[START]

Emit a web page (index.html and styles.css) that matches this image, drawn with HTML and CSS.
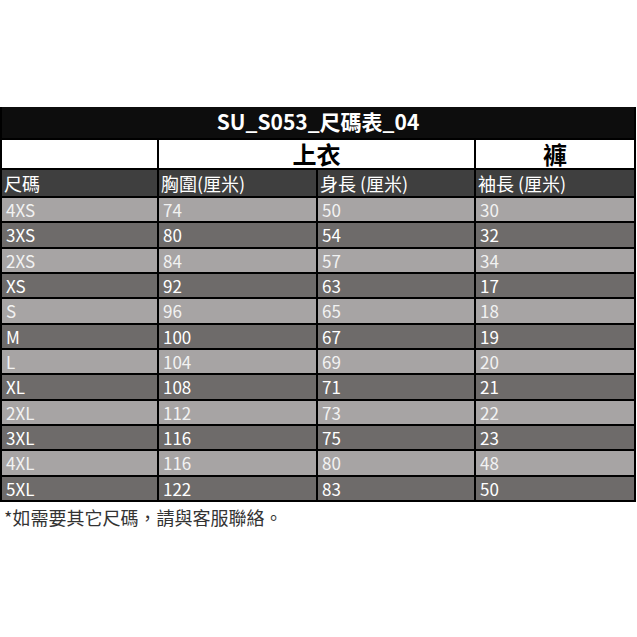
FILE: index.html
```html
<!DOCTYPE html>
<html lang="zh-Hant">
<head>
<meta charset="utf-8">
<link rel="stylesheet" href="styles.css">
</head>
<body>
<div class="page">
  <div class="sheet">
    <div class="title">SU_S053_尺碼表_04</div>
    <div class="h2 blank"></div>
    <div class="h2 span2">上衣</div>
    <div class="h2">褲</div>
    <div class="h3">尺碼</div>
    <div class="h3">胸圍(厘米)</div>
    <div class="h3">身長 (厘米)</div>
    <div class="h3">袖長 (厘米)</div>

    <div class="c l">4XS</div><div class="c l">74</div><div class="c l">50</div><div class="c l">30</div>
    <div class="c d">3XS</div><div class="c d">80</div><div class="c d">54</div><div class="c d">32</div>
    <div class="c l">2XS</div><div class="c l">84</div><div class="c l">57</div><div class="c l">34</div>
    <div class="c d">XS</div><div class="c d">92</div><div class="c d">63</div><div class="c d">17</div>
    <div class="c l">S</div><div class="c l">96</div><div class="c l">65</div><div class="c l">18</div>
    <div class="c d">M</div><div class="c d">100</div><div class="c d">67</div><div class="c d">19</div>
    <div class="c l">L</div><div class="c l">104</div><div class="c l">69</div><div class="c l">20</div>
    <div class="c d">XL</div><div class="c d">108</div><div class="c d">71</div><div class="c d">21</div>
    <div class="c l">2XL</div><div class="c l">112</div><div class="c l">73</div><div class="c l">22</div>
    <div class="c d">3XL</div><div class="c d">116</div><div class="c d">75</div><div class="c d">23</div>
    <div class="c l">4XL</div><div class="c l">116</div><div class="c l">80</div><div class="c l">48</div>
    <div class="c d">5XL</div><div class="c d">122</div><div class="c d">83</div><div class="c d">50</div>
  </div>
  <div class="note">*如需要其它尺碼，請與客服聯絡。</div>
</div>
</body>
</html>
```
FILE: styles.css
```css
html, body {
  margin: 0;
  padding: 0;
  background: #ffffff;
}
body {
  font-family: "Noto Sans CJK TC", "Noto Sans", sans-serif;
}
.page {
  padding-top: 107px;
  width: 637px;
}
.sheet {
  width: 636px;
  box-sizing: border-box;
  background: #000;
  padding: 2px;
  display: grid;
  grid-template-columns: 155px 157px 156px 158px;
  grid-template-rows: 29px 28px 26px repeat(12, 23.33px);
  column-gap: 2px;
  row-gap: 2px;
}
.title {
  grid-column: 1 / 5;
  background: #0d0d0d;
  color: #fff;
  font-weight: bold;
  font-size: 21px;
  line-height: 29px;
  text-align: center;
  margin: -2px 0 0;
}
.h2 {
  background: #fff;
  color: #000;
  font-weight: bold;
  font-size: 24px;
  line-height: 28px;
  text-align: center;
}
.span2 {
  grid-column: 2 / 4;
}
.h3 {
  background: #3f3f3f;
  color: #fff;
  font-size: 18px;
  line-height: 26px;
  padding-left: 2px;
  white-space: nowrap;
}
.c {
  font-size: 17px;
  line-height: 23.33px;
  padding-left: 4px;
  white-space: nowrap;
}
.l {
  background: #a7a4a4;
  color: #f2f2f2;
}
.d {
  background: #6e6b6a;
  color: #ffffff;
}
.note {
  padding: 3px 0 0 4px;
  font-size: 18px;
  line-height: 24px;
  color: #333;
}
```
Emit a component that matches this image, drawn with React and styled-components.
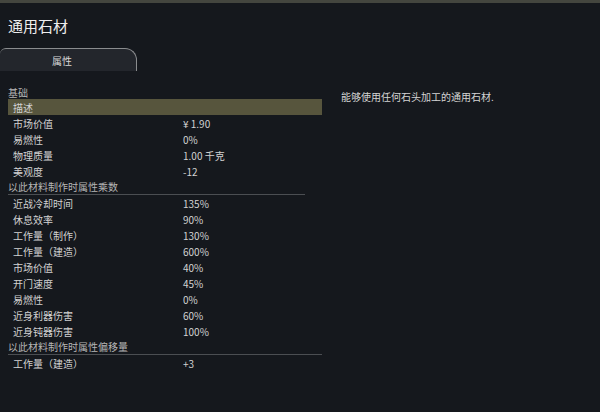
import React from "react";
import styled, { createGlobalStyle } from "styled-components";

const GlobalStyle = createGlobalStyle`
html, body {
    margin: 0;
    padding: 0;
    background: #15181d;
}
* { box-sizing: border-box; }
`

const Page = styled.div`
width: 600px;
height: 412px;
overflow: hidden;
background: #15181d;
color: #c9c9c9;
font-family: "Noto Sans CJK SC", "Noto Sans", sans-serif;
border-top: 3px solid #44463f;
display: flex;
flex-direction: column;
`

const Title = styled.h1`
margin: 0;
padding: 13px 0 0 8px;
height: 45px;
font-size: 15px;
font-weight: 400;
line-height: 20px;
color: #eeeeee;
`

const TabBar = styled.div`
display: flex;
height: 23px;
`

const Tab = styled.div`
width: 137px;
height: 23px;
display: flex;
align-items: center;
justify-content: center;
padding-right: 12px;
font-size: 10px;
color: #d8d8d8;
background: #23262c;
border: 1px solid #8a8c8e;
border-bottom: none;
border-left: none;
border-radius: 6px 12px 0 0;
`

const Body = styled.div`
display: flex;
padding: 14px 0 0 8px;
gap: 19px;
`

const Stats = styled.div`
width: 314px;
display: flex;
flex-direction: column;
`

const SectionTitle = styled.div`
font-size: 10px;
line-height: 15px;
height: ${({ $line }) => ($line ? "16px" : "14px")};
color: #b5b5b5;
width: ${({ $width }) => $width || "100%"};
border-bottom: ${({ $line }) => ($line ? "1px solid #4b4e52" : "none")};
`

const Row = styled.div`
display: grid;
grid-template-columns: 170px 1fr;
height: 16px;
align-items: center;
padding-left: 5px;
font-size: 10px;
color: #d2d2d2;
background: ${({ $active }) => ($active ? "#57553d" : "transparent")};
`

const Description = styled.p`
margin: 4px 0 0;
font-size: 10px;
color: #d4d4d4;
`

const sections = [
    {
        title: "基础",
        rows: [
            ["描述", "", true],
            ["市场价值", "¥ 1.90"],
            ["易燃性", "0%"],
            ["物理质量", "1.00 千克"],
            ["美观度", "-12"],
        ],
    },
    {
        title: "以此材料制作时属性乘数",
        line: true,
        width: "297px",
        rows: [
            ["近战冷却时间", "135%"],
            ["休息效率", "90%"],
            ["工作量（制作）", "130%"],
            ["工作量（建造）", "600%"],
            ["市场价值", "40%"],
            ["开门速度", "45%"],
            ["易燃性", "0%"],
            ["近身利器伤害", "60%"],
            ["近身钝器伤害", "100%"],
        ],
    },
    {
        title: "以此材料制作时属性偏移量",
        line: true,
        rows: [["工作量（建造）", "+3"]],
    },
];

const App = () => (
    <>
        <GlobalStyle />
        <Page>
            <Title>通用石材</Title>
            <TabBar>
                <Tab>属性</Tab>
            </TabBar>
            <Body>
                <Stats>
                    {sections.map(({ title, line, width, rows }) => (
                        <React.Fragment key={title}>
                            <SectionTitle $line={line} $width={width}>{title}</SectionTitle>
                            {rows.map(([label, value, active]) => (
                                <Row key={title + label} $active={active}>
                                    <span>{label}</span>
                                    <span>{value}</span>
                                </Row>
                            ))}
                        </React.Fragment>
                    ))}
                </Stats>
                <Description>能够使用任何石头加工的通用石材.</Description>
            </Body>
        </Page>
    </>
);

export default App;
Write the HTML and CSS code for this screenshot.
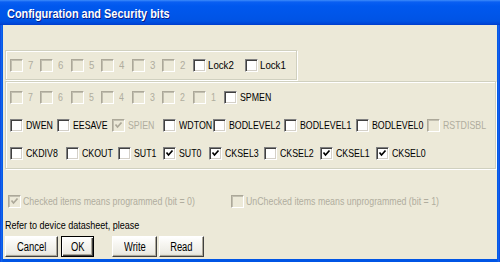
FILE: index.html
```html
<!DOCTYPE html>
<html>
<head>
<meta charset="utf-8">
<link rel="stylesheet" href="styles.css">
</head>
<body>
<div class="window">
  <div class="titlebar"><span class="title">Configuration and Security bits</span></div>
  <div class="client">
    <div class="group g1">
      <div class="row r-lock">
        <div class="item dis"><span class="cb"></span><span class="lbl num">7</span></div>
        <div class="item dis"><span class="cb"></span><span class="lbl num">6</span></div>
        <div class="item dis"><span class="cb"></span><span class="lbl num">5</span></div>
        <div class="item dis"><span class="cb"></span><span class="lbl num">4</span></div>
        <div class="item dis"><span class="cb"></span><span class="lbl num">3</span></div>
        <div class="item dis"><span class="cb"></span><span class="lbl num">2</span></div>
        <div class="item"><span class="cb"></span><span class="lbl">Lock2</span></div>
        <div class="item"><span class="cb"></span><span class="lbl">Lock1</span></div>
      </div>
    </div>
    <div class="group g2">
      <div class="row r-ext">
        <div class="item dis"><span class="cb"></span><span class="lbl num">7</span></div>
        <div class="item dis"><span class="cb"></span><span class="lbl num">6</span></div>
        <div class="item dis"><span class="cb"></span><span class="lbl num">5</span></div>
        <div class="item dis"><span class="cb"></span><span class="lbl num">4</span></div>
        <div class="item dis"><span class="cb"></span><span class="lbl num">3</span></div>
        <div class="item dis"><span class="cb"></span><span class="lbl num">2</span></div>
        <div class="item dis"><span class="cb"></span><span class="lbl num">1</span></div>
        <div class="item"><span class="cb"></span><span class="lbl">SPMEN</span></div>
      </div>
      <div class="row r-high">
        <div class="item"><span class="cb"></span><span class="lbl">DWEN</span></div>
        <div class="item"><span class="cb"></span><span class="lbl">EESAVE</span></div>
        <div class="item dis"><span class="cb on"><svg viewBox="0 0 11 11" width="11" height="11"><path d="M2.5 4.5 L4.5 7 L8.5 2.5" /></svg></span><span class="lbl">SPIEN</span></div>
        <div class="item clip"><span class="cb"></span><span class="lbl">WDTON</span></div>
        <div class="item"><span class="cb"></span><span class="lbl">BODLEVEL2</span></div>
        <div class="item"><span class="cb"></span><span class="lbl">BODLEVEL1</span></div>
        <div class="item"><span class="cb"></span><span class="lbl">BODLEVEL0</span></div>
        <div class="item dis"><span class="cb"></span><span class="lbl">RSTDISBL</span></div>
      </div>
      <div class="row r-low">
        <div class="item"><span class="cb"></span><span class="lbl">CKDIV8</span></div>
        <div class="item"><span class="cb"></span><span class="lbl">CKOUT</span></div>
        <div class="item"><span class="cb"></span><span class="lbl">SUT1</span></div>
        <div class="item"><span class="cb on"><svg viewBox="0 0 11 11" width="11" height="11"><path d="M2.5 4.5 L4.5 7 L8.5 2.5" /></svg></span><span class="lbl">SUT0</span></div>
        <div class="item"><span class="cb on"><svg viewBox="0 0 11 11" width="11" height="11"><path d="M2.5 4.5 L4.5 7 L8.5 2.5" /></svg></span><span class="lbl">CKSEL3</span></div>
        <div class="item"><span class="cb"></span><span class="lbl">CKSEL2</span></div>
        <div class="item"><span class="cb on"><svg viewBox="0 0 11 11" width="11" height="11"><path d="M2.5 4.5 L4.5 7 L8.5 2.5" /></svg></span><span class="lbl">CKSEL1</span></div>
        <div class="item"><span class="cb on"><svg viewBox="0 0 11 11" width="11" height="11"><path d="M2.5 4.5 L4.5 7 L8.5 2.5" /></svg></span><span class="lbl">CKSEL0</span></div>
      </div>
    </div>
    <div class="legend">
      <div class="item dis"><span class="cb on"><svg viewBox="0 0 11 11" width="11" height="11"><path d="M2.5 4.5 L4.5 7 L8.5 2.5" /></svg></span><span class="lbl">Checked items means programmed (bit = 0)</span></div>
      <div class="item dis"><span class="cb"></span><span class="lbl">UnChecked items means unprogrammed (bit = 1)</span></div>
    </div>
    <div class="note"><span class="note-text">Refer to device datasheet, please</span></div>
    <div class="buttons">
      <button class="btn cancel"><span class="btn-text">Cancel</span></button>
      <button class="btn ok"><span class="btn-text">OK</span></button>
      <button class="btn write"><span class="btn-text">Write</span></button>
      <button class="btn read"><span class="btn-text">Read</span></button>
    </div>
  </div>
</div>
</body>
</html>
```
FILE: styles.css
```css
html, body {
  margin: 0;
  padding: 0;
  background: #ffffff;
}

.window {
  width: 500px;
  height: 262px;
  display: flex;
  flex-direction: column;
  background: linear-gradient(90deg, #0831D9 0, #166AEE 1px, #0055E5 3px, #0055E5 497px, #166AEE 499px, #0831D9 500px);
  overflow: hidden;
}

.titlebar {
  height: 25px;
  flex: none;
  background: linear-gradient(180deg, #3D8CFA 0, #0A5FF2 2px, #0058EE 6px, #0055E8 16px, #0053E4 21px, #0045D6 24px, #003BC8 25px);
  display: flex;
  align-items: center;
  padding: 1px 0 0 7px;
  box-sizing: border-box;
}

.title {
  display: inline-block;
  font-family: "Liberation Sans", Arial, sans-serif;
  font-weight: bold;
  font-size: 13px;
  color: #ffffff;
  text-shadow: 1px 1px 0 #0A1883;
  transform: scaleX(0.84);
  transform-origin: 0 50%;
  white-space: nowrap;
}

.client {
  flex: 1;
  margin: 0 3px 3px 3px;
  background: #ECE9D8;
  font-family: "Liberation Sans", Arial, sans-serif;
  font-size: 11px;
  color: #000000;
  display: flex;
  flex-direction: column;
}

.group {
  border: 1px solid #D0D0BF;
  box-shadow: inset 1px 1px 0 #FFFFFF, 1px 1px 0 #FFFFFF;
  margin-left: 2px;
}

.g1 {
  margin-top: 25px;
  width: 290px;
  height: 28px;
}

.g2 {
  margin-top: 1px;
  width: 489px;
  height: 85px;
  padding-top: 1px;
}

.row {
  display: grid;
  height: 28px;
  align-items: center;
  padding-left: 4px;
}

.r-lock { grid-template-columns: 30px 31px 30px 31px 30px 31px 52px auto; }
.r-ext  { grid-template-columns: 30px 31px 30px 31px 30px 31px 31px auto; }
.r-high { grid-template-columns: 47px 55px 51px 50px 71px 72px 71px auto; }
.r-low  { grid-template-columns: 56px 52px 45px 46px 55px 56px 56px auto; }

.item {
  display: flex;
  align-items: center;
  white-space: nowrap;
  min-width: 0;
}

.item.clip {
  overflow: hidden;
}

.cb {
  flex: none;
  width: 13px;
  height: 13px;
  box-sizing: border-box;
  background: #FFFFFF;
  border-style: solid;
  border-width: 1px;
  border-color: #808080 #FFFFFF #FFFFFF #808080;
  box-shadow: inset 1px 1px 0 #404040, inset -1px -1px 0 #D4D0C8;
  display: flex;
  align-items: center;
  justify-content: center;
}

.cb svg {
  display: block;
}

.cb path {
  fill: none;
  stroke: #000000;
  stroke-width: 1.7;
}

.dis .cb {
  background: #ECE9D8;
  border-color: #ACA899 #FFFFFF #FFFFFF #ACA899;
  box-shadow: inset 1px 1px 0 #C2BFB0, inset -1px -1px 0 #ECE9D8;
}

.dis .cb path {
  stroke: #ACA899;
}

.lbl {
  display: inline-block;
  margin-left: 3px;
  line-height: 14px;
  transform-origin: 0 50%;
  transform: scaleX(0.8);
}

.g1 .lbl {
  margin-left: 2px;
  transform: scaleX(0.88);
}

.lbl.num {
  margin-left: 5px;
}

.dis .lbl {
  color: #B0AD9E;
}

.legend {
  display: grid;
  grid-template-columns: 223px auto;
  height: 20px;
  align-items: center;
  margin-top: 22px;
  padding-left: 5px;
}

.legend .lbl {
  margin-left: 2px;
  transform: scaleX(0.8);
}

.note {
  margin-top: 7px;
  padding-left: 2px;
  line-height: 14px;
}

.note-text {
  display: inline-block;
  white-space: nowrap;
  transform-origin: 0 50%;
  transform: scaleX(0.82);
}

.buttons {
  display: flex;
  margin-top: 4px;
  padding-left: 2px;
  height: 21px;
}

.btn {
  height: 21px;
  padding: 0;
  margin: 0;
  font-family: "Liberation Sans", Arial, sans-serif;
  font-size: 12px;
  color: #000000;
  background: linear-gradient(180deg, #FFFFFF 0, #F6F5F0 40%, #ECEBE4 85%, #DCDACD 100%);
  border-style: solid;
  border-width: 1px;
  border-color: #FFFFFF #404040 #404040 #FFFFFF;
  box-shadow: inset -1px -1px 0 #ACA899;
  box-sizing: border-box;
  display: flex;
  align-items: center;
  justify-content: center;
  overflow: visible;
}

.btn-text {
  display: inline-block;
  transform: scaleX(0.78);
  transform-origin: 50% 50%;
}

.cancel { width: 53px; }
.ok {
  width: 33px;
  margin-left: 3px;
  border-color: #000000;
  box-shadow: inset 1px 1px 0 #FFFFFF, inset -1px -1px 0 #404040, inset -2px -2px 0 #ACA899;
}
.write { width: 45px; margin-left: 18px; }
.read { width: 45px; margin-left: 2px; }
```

[END]

* [Task requirements]: Track down every line with the word "that" and copy it.

* [Task solution]:
Emit a web page (index.html and styles.css) that matches this image, drawn with HTML and CSS.
Emit a component that matches this image, drawn with React and styled-components.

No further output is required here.